Cela faisait un peu plus de deux ans que Monsieur Jha est devenu riche en vendant son site internet pour vingt millions de dollars américains. Après avoir vécu avec sa femme et son fils unique, Rupak, près de vingt-quatre ans dans un appartement d'une résidence poussiéreuse de Mayur Palli dans l'East Delhi, il vient d'acheter un charmant pavillon à Gurgaon, l'un des quartiers les plus riches de Delhi. Le déménagement est imminent. Alors que Monsieur Jha se réjouit de quitter Mayur Palli car il pourra enfin jouir d'un bon confort et de beaucoup d'intimité, Madame Jha est plus anxieuse. L'appartement de Mayur Palli a vu son fils grandir et son amie et voisine, la jeune veuve Madame Ray va terriblement lui manquer. De plus, elle ne sait pas comment elle arrivera à s'intégrer dans son nouveau quartier où les gens sont très différents.

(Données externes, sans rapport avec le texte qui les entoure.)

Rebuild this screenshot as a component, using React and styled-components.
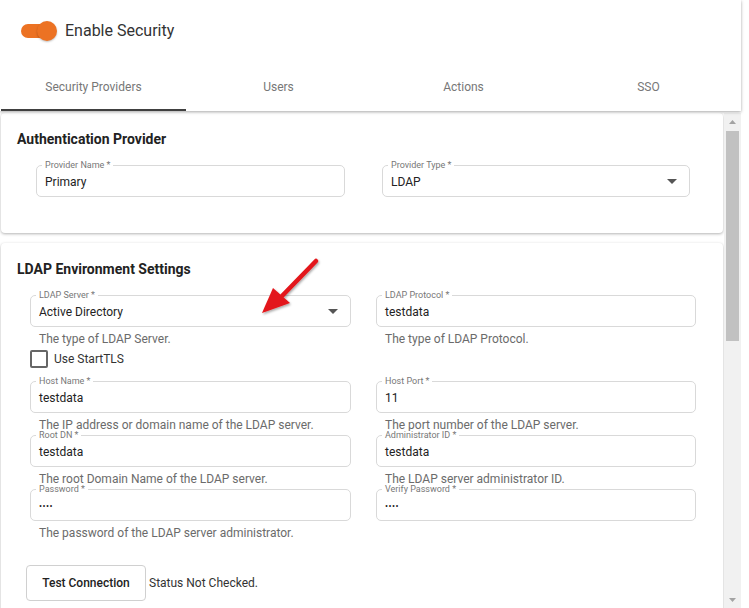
import React from "react";
import styled, { createGlobalStyle } from "styled-components";

const GlobalStyle = createGlobalStyle`
    html, body {
        margin: 0;
        padding: 0;
        background: #ffffff;
    }
    body {
        font-family: Roboto, "Liberation Sans", Arial, sans-serif;
        color: #222;
    }
`;

const tabs = ["Security Providers", "Users", "Actions", "SSO"];

const ldapRows = [
    {
        left: { label: "Host Name *", value: "testdata", help: "The IP address or domain name of the LDAP server." },
        right: { label: "Host Port *", value: "11", help: "The port number of the LDAP server." },
    },
    {
        left: { label: "Root DN *", value: "testdata", help: "The root Domain Name of the LDAP server." },
        right: { label: "Administrator ID *", value: "testdata", help: "The LDAP server administrator ID." },
    },
    {
        left: { label: "Password *", value: "••••", help: "The password of the LDAP server administrator.", secret: true },
        right: { label: "Verify Password *", value: "••••", secret: true },
    },
];

const Caret = () => (
    <svg width="10" height="5" viewBox="0 0 10 5">
        <path d="M0 0 L10 0 L5 5 Z" fill="#555" />
    </svg>
);

const Arrow = ({ down }) => (
    <svg width="7" height="4" viewBox="0 0 7 4">
        <path d={down ? "M0 0 L7 0 L3.5 4 Z" : "M0 4 L7 4 L3.5 0 Z"} fill="#a3a3a3" />
    </svg>
);

const FieldBlock = ({ label, value, help, select, secret }) => (
    <FieldWrap>
        <Field>
            <FieldLabel>{label}</FieldLabel>
            <Value $secret={secret}>{value}</Value>
            {select && <Caret />}
        </Field>
        {help && <Help>{help}</Help>}
    </FieldWrap>
);

const App = () => {
    return (
        <>
            <GlobalStyle />
            <Page>
                <Header>
                    <ToggleRow>
                        <Switch>
                            <Track />
                            <Thumb />
                        </Switch>
                        <ToggleText>Enable Security</ToggleText>
                    </ToggleRow>
                    <Tabs>
                        {tabs.map((t, i) => (
                            <Tab key={t} $active={i === 0}>
                                {t}
                            </Tab>
                        ))}
                    </Tabs>
                </Header>

                <Body>
                    <Content>
                        <Card>
                            <CardTitle>Authentication Provider</CardTitle>
                            <ProviderGrid>
                                <FieldBlock label="Provider Name *" value="Primary" />
                                <FieldBlock label="Provider Type *" value="LDAP" select />
                            </ProviderGrid>
                        </Card>

                        <Card $tall>
                            <CardTitle>LDAP Environment Settings</CardTitle>
                            <LdapGrid>
                                <div>
                                    <FieldBlock
                                        label="LDAP Server *"
                                        value="Active Directory"
                                        help="The type of LDAP Server."
                                        select
                                    />
                                    <CheckRow>
                                        <CheckBox />
                                        <span>Use StartTLS</span>
                                    </CheckRow>
                                </div>
                                <FieldBlock label="LDAP Protocol *" value="testdata" help="The type of LDAP Protocol." />
                                {ldapRows.map((row, i) => (
                                    <React.Fragment key={i}>
                                        <FieldBlock {...row.left} />
                                        <FieldBlock {...row.right} />
                                    </React.Fragment>
                                ))}
                            </LdapGrid>
                            <ActionRow>
                                <Button>Test Connection</Button>
                                <Status>Status Not Checked.</Status>
                            </ActionRow>
                        </Card>
                    </Content>

                    <ScrollBar>
                        <ScrollButton>
                            <Arrow />
                        </ScrollButton>
                        <ScrollThumb />
                        <ScrollButton $bottom>
                            <Arrow down />
                        </ScrollButton>
                    </ScrollBar>
                </Body>

                <Pointer width="70" height="70" viewBox="0 0 70 70">
                    <defs>
                        <filter id="sh" x="-20%" y="-20%" width="140%" height="140%">
                            <feDropShadow dx="1" dy="1.5" stdDeviation="1.2" floodColor="#000" floodOpacity="0.35" />
                        </filter>
                    </defs>
                    <g filter="url(#sh)">
                        <path d="M61 6 L27 41" stroke="#e3151a" strokeWidth="4.5" strokeLinecap="round" />
                        <path d="M7 58 L18 33 L35 48 Z" fill="#e3151a" />
                    </g>
                </Pointer>
            </Page>
        </>
    );
};

export default App;

const Page = styled.div`
    position: relative;
    width: 749px;
    height: 608px;
    overflow: hidden;
    display: flex;
    flex-direction: column;
    background: #fff;
`;

const Header = styled.div`
    width: 741px;
    height: 111px;
    flex-shrink: 0;
    display: flex;
    flex-direction: column;
    background: #fff;
    box-shadow: 0 1px 3px rgba(0, 0, 0, 0.35);
    position: relative;
    z-index: 1;
`;

const ToggleRow = styled.div`
    display: flex;
    align-items: center;
    gap: 8px;
    padding: 20px 0 0 21px;
    height: 21px;
`;

const Switch = styled.div`
    position: relative;
    width: 36px;
    height: 20px;
    display: flex;
    align-items: center;
`;

const Track = styled.div`
    width: 32px;
    height: 14px;
    border-radius: 7px;
    background: #ec7223;
`;

const Thumb = styled.div`
    position: absolute;
    right: 0;
    top: 0;
    width: 20px;
    height: 20px;
    border-radius: 50%;
    background: #ec7223;
    box-shadow: 0 1px 2px rgba(0, 0, 0, 0.25);
`;

const ToggleText = styled.span`
    font-size: 16px;
    color: #333;
`;

const Tabs = styled.div`
    margin-top: auto;
    display: grid;
    grid-template-columns: repeat(4, 185px);
    padding-left: 1px;
`;

const Tab = styled.div`
    height: 48px;
    box-sizing: border-box;
    display: flex;
    align-items: center;
    justify-content: center;
    padding-top: 2px;
    font-size: 12px;
    color: #777;
    border-bottom: 2px solid ${(p) => (p.$active ? "#404040" : "transparent")};
`;

const Body = styled.div`
    display: flex;
    width: 741px;
    flex: 1;
    min-height: 0;
    margin-top: 2px;
`;

const Content = styled.div`
    width: 724px;
    overflow: hidden;
`;

const ScrollBar = styled.div`
    width: 17px;
    background: #f1f1f1;
    display: flex;
    flex-direction: column;
`;

const ScrollButton = styled.div`
    height: 17px;
    display: flex;
    align-items: center;
    justify-content: center;
    margin-top: ${(p) => (p.$bottom ? "auto" : "0")};
`;

const ScrollThumb = styled.div`
    height: 210px;
    margin: 1px 2px 0;
    background: #c1c1c1;
`;

const Card = styled.section`
    margin: 0 1px 10px;
    padding: 16px 0 ${(p) => (p.$tall ? "200px" : "36px")};
    background: #fff;
    border-radius: 4px;
    box-shadow: 0 1px 3px rgba(0, 0, 0, 0.3);
`;

const CardTitle = styled.h2`
    margin: 0 0 16px 16px;
    font-size: 14px;
    line-height: 20px;
    font-weight: 700;
    color: #222;
`;

const ProviderGrid = styled.div`
    display: grid;
    grid-template-columns: 309px 308px;
    column-gap: 37px;
    padding-left: 35px;
`;

const LdapGrid = styled.div`
    display: grid;
    grid-template-columns: 321px 320px;
    column-gap: 25px;
    row-gap: 4px;
    padding-left: 29px;
    align-items: start;
`;

const FieldWrap = styled.div`
    display: flex;
    flex-direction: column;
`;

const Field = styled.div`
    position: relative;
    height: 32px;
    box-sizing: border-box;
    border: 1px solid #d9d9d9;
    border-radius: 5px;
    padding: 0 12px 0 8px;
    display: flex;
    align-items: center;
    justify-content: space-between;
`;

const FieldLabel = styled.span`
    position: absolute;
    top: -5px;
    left: 5px;
    padding: 0 3px;
    background: #fff;
    font-size: 9px;
    line-height: 9px;
    color: #777;
`;

const Value = styled.span`
    font-size: ${(p) => (p.$secret ? "9px" : "12px")};
    letter-spacing: ${(p) => (p.$secret ? "0.5px" : "0")};
    color: #222;
    padding-top: 2px;
`;

const Help = styled.div`
    margin-top: 6px;
    padding-left: 9px;
    font-size: 12px;
    line-height: 12px;
    color: #6b6b6b;
`;

const CheckRow = styled.label`
    display: flex;
    align-items: center;
    gap: 6px;
    margin-top: 5px;
    padding-bottom: 9px;
    height: 18px;
    font-size: 12px;
    color: #333;
`;

const CheckBox = styled.span`
    width: 14px;
    height: 14px;
    border: 2px solid #666;
    border-radius: 2px;
`;

const ActionRow = styled.div`
    display: flex;
    align-items: center;
    gap: 3px;
    margin-top: 26px;
    padding-left: 25px;
`;

const Button = styled.button`
    width: 120px;
    height: 36px;
    background: #fff;
    border: 1px solid #d0d0d0;
    border-radius: 4px;
    font-family: Roboto, "Liberation Sans", Arial, sans-serif;
    font-size: 12px;
    font-weight: 500;
    color: #222;
`;

const Status = styled.span`
    font-size: 12px;
    color: #333;
`;

const Pointer = styled.svg`
    position: absolute;
    left: 255px;
    top: 255px;
    pointer-events: none;
`;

De Mayur Palli à Gurgaon - Composition atasiblog
"Pauvres millionnaires" est le premier roman de Diksha Basu, qui est auteure mais également comédienne. Dans ce roman, elle nous transporte à Delhi mais également dans l’État de New-York où est scolarisé le fils de la famille Jha. Le titre pourrait rendre un futur lecteur sceptique car il pourrait appréhender à ce que le roman soit superficiel. Pourtant, "Pauvres millionnaires" est loin de l'être. On y découvre un couple indien qui, avant de devenir millionnaire, faisait partie d'une classe que l'on qualifierait de moyenne en France. Avant d'être millionnaire, Monsieur Jha touchait le salaire moyen en Inde soit environ deux cents dollars par mois. Madame Jha, contrairement à d'autres femmes indiennes, travaillait non pas nécessité ou par obligation, mais avant tout par passion pour son travail. Elle s'est finalement résolue à démissionner lorsque la bonne fortune a frappé à leur porte mais uniquement dans le but de se consacrer du temps à gérer cette nouvelle rentrée d'argent. Concernant leur fils unique, les époux Jha avaient envoyé Rupak dans une très bonne école privée du centre de Delhi afin qu'il réussisse dans les études et malgré le coût d'une telle école. Mais un évènement inattendu, une subite rentrée d'argent, leur font poser une question "Comment fait-on quand on est riche ?". Leur plaisir est simple, acheter une maison, inscrire leur fils dans une bonne école aux États-Unis et s'offrir une nouvelle voiture. Rien d'extravagant. Mais quitter East Delhi où ils avaient leurs habitudes pour Gurgaon, est un saut dans l'inconnu. Le quartier où ils ont vécu la majeure partie de leur vie et le nouveau où ils vont emménager sont deux mondes différents à tout point de vue. Mais les Jha sont restés et resteront des gens simples. Même s'ils n'ont pas le profil de gens fortunés, ils arriveront tout de même à avoir la sympathie de leur nouveau voisin, Monsieur Chopra, un homme richissime qui a toujours vécu dans le luxe et la dépense. Ce nouvel emménagement aura des répercussions bien au-delà de leur cocon familial.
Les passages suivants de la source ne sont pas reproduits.